Here is an example: Your son comes off the field after playing a game, and he looked a bit sluggish today, not his usual self.

Parent: Son, how was the game today?

Child: It was okay. We lost in the end.

Parent: It’s okay. I did feel like you were a bit sluggish today.

Child: Yes, I didn’t feel like myself

Parent: That’s okay. I believe in you, and we will try to get some extra rest before the next game to make sure your energy levels are high. I love you

Child: Okay, I love you too

ALLOW THEM TIME TO PROCESS

Now, this goes back to criticism, correcting, and allowing kids to process the game. Players need space and time to process their failure alone sometimes. Have you ever been in a heated argument with your spouse, and you need to leave the room to cool down or process the next steps? Well, kids need this space as well, and you have a chance to allow that space to think and let them open up to you when they are ready. The more you allow them this space, the more they are likely to open up to you.

HELP THEM SET EXPECTATIONS OR CHALLENGES

For any athlete wanting to excel in their performance, having expectations of yourself is essential. Kids should challenge themselves, and you have a vital part to play. Allowing your child to have expectations for themselves is a good thing; you can enhance this by supporting them and providing them with challenges to push them through. Giving them this freedom builds more confidence and drive to perform at a higher standard.

INVITE COMMUNICATION, NOT FRUSTRATION

Inviting communication is more about you listening and trying to understand how your child feels. The more love and compassion you show will give them the comfort to talk. Talking to them with frustration will only dilute their confidence. Kids love to please their parents and want to see them happy, so you have to allow them that opportunity to do so, whether or not if they fail. They should feel like they can come to you after the game or training without being angry with the performance. I highlighted the word performance because a player’s attitude and behavior tie into their performance on some occasions but not necessarily. I feel that’s a different topic for a separate blog.

FOCUS ON THE POSITIVES AND PARENT THE NEGATIVES

Negativity can run rampant, and most times unconsciously. People, in general, tend to see the negatives first before addressing the positives. When coaching, I had to be conscious about giving feedback because it all comes down to tone and structure. You can accomplish better results by pointing out the positives you noticed and then using the negatives as an opportunity to acknowledge improvement and growth.
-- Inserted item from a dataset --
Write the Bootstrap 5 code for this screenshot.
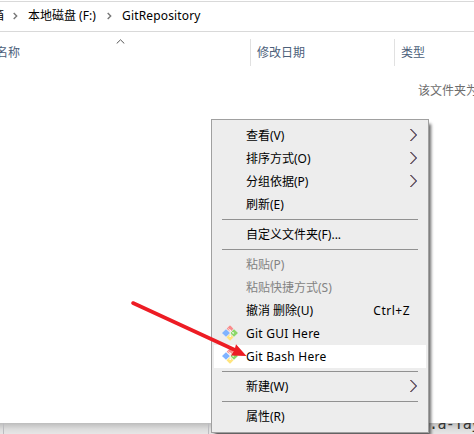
<!DOCTYPE html>
<html lang="zh-CN">
<head>
<meta charset="utf-8">
<title>GitRepository</title>
<link rel="stylesheet" href="https://cdn.jsdelivr.net/npm/bootstrap@5.3.0/dist/css/bootstrap.min.css">
<style>
html{overflow:hidden}
body{width:474px;height:434px;overflow:hidden;background:#fff;color:#000;font:12px/23px "Noto Sans","Noto Sans CJK SC",sans-serif}
.explorer{height:423px;overflow:hidden}
.address{height:32px;padding-top:1px}
.address-inner{height:31px;border-top:1px solid #d9d9d9;border-bottom:1px solid #d9d9d9;line-height:28px}
.crumb-cut{width:4px;margin-right:9px}
.crumb-cut span{margin-left:-8px}
.crumb-disk{width:79px;margin-left:10px}
.crumb-repo{margin-left:10px;letter-spacing:.16px}
.crumb-arrow{margin-top:10px}
.headers{height:34px;color:#4c607a;line-height:27px;padding-top:7px}
.headers>div{height:27px}
.h-name{width:250px}
.h-name span{margin-left:-4px}
.h-date{width:144px;border-left:1px solid #e1e1e1;padding-left:6px}
.h-type{width:80px;border-left:1px solid #e1e1e1;padding-left:6px}
.sorter{left:116px;top:39px}
.empty-note{padding:13px 0 0 418px;color:#6d6d6d}
.behind{height:11px;background:linear-gradient(#bdbdbd,#dcdcdc 55%,#e6e6e6)}
.behind i{width:1px;background:#bcbcc0}
.behind i:first-child{margin-left:3px}
.behind i:last-child{margin-left:204px}
.code-peek{left:430px;top:423px;width:44px;height:11px;font:15px/18px "DejaVu Sans Mono",monospace;color:#353535}
.code-peek span{margin:-8px 0 0 -1px;letter-spacing:-.6px;white-space:nowrap}
.ctx{left:211px;top:119px;width:218px;height:314px;padding:4px 2px;background:#ededed;border:1px solid #a0a0a0;box-shadow:3px 4px 3px -1px rgba(0,0,0,.6)}
.ctx-item{height:23px;padding-left:32px}
.ctx-item.off{color:#838383}
.ctx-item.hot{background:#fff}
.ctx-item .go{margin:4px 8px 0 auto}
.ctx-item .logo{margin:3px 8px 0 -24px}
.ctx-line{height:7px;padding:3px 8px 3px}
.ctx-line::before{content:"";display:block;height:1px;background:#919191}
.wide{letter-spacing:.25px}
.keys{letter-spacing:.5px}
.pointer{left:0;top:0}
</style>
<script src="https://cdn.jsdelivr.net/npm/bootstrap@5.3.0/dist/js/bootstrap.bundle.min.js"></script>
</head>
<body class="position-relative">
<svg width="0" height="0" class="position-absolute">
  <symbol id="go" viewBox="0 0 9 14"><path d="M1 1 6.6 7 1 13" fill="none" stroke="#dba25c" stroke-width="1"/><path d="M2.2 1 8 7 2.2 13" fill="none" stroke="#5a9be8" stroke-width="1"/><path d="M1.5 1 7.3 7 1.5 13" fill="none" stroke="#4a1830" stroke-width=".9"/></symbol>
  <symbol id="git" viewBox="0 0 16 16">
    <path d="M8 .6Q8.4.6 8.8 1L11.4 3.7 8.4 6.7 4.7 3.7 7.2 1Q7.6.6 8 .6Z" fill="#f98b8b"/>
    <path d="M4 4.3 7.5 7.6Q7.9 8 7.5 8.4L4 11.8.5 8.4Q.1 8 .5 7.6Z" fill="#80b3ff"/>
    <path d="M12 4.3 15.5 7.6Q15.9 8 15.5 8.4L12 11.8 8.6 8.4V7.6Z" fill="#8bd867"/>
    <path d="M8 8.9 11.5 12.3 8.4 15.4Q8 15.8 7.6 15.4L4.5 12.3Z" fill="#ffe47d"/>
    <path d="M6.2 3.4 8.3 5.4V11.2M8.3 5.4 10.8 7.8" fill="none" stroke="#f4f4f4" stroke-width=".8"/>
    <circle cx="8.2" cy="5.2" r=".7" fill="#fff"/><circle cx="8.2" cy="11.2" r=".8" fill="#fff"/><circle cx="11.2" cy="8" r=".8" fill="#fff"/>
  </symbol>
</svg>
<main class="explorer">
  <div class="address"><div class="address-inner d-flex">
    <div class="crumb-cut overflow-hidden"><span>箱</span></div>
    <svg class="crumb-arrow" width="5" height="8"><path d="M.7.9 3.7 4 .7 7.1" fill="none" stroke="#777" stroke-width="1.4"/></svg>
    <span class="crumb-disk">本地磁盘 (F:)</span>
    <svg class="crumb-arrow" width="5" height="8"><path d="M.7.9 3.7 4 .7 7.1" fill="none" stroke="#777" stroke-width="1.4"/></svg>
    <span class="crumb-repo">GitRepository</span>
  </div></div>
  <div class="headers d-flex">
    <div class="h-name"><span>名称</span></div>
    <div class="h-date">修改日期</div>
    <div class="h-type">类型</div>
  </div>
  <div class="empty-note text-nowrap">该文件夹为空。</div>
</main>
<svg class="sorter position-absolute" width="9" height="5"><path d="M.7 4.5 4.5.8 8.3 4.5" fill="none" stroke="#555"/></svg>
<footer class="behind d-flex"><i></i><i></i></footer>
<div class="code-peek position-absolute overflow-hidden"><span class="d-block">:a-Tay</span></div>
<nav class="ctx position-absolute">
  <div class="ctx-item d-flex">查看(V)<svg class="go" width="9" height="14"><use href="#go"/></svg></div>
  <div class="ctx-item d-flex">排序方式(O)<svg class="go" width="9" height="14"><use href="#go"/></svg></div>
  <div class="ctx-item d-flex">分组依据(P)<svg class="go" width="9" height="14"><use href="#go"/></svg></div>
  <div class="ctx-item">刷新(E)</div>
  <div class="ctx-line"></div>
  <div class="ctx-item">自定义文件夹(F)...</div>
  <div class="ctx-line"></div>
  <div class="ctx-item off">粘贴(P)</div>
  <div class="ctx-item off">粘贴快捷方式(S)</div>
  <div class="ctx-item d-flex justify-content-between pe-3"><span>撤消 删除(U)</span><span class="keys">Ctrl+Z</span></div>
  <div class="ctx-item d-flex"><svg class="logo" width="16" height="16"><use href="#git"/></svg><span class="wide">Git GUI Here</span></div>
  <div class="ctx-item hot d-flex"><svg class="logo" width="16" height="16"><use href="#git"/></svg><span class="wide">Git Bash Here</span></div>
  <div class="ctx-line"></div>
  <div class="ctx-item d-flex">新建(W)<svg class="go" width="9" height="14"><use href="#go"/></svg></div>
  <div class="ctx-line"></div>
  <div class="ctx-item">属性(R)</div>
</nav>
<svg class="pointer position-absolute" width="474" height="434"><path d="M133 303 236 350.5" stroke="#ed1c24" stroke-width="3.6" stroke-linecap="round"/><path d="M236 344.2 246.5 356 231 355.5 234.5 350Z" fill="#ed1c24"/></svg>
</body>
</html>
Here are two examples of how to communicate effectively with your child after a challenging game:

Example 1:

“Alex, you played some excellent passes today, and you had some tremendous 1v1 battles. Maybe you can put in some extra shooting practice at training this week, and you can get a goal or two in the next game. I’m proud of you.”

Example 2: “Alex, I feel like this wasn’t one of your best games today. You had a few good moments, but it’s okay you did well in many other areas. You worked hard, and I am proud of you. We can talk about more later. Good job.”

EVERYTHING YOU SAY MATTERS

Whether it’s on the sideline or the car ride home, whatever you say will have an impact on your child. You may not agree with some of the coach’s tactics, and you decide to criticize him on the way home. Now you may think it’s nothing to worry about, but your kind has just soaked in the information that may leave them conflicted. If the information were negative, it would likely have a trickle-down effect on the player. The player will start thinking less of the coach, leading to a lack of focus in training and a desire to listen and learn.

We live in a time where kids have too much information at their disposal, and they are learning and growing even faster. As the times are changing, the old way of parenting is also evolving, and as devoted parents, we must adjust.

In this article, I identified several skills that you can utilize that will help you become a better soccer parent and make your child as confident as they can be. I hope this insight suits you well and helps build a stronger bond with your kids their soccer with whichever sport they play.